AIM OF THE TASK - Show every line below where "components" can be found.
[begin SOURCE DATA]
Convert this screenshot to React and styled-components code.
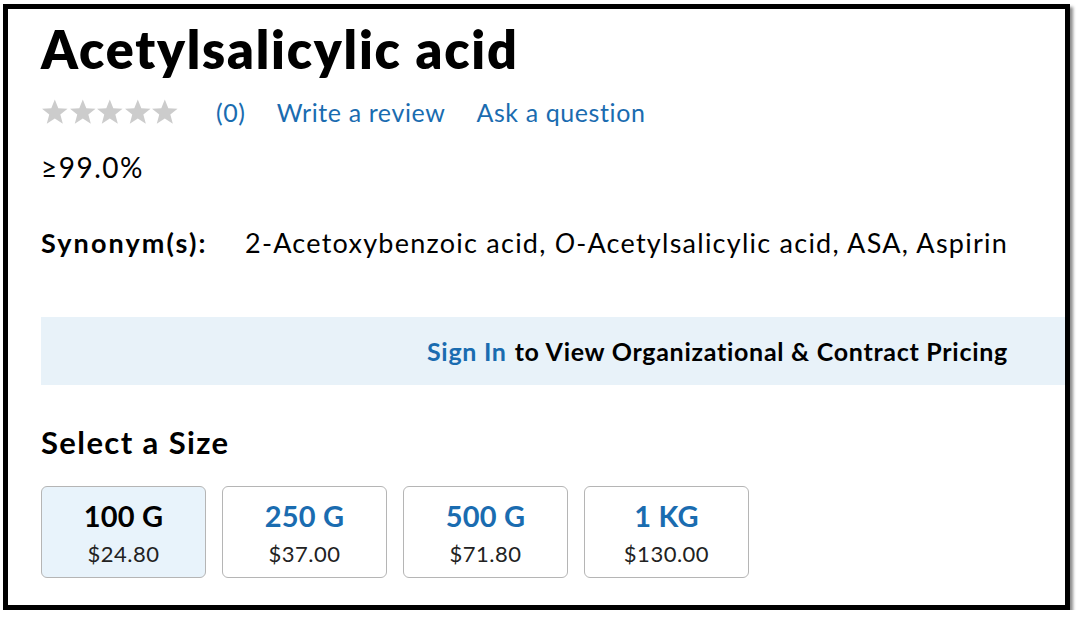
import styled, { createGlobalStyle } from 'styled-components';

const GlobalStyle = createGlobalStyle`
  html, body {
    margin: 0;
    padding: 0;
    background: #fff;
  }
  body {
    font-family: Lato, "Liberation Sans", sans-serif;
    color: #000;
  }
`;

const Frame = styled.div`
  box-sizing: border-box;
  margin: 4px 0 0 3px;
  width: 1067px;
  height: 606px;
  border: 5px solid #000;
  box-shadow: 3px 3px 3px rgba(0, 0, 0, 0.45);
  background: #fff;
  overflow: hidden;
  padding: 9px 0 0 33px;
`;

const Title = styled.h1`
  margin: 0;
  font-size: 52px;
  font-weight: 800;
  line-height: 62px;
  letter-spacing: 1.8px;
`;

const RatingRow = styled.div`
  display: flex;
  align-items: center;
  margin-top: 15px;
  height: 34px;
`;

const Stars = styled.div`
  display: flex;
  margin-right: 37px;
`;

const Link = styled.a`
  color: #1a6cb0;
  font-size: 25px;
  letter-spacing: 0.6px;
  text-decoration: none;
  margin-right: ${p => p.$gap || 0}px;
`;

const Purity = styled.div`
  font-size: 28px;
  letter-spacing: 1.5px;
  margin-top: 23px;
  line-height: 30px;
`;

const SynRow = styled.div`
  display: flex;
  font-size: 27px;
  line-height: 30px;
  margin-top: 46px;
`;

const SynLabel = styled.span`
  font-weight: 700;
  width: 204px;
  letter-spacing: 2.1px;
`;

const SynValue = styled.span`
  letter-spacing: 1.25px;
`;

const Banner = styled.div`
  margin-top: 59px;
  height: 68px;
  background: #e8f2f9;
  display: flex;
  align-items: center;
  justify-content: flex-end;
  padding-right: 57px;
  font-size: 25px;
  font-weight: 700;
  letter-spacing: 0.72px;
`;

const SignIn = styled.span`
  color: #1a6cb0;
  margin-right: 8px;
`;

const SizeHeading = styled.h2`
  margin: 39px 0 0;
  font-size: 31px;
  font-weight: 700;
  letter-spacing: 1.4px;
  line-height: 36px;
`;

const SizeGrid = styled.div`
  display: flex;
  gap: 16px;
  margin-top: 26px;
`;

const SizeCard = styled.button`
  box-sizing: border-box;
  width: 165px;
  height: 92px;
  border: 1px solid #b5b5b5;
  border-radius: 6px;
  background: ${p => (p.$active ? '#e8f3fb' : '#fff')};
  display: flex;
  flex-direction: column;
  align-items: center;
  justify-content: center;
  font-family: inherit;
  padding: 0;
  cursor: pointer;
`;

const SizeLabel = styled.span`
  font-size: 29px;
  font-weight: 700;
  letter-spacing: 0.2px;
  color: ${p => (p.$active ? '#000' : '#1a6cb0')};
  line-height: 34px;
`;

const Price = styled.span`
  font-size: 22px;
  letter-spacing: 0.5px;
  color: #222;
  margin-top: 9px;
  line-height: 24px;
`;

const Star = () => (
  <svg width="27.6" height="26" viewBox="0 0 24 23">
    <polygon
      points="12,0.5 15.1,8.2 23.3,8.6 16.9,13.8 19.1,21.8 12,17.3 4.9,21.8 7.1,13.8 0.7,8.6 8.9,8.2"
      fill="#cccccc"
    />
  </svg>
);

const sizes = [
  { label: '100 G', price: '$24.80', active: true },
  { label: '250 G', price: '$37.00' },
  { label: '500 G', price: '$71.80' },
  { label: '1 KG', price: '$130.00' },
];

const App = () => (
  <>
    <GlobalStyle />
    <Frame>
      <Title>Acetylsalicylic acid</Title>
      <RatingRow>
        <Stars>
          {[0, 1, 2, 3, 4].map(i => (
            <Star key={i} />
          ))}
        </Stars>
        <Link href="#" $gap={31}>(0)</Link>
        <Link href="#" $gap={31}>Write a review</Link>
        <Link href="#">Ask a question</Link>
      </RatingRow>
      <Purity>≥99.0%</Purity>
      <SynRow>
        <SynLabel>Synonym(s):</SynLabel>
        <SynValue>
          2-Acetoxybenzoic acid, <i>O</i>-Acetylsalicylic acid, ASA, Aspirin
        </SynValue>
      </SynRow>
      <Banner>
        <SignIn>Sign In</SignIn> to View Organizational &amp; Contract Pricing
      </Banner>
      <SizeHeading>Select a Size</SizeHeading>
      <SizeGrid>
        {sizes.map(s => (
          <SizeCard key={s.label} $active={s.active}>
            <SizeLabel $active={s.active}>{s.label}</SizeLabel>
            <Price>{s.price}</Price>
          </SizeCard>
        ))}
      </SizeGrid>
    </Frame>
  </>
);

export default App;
[end SOURCE DATA]
WRITTEN SOLUTION -
Convert this screenshot to React and styled-components code.
import styled, { createGlobalStyle } from 'styled-components';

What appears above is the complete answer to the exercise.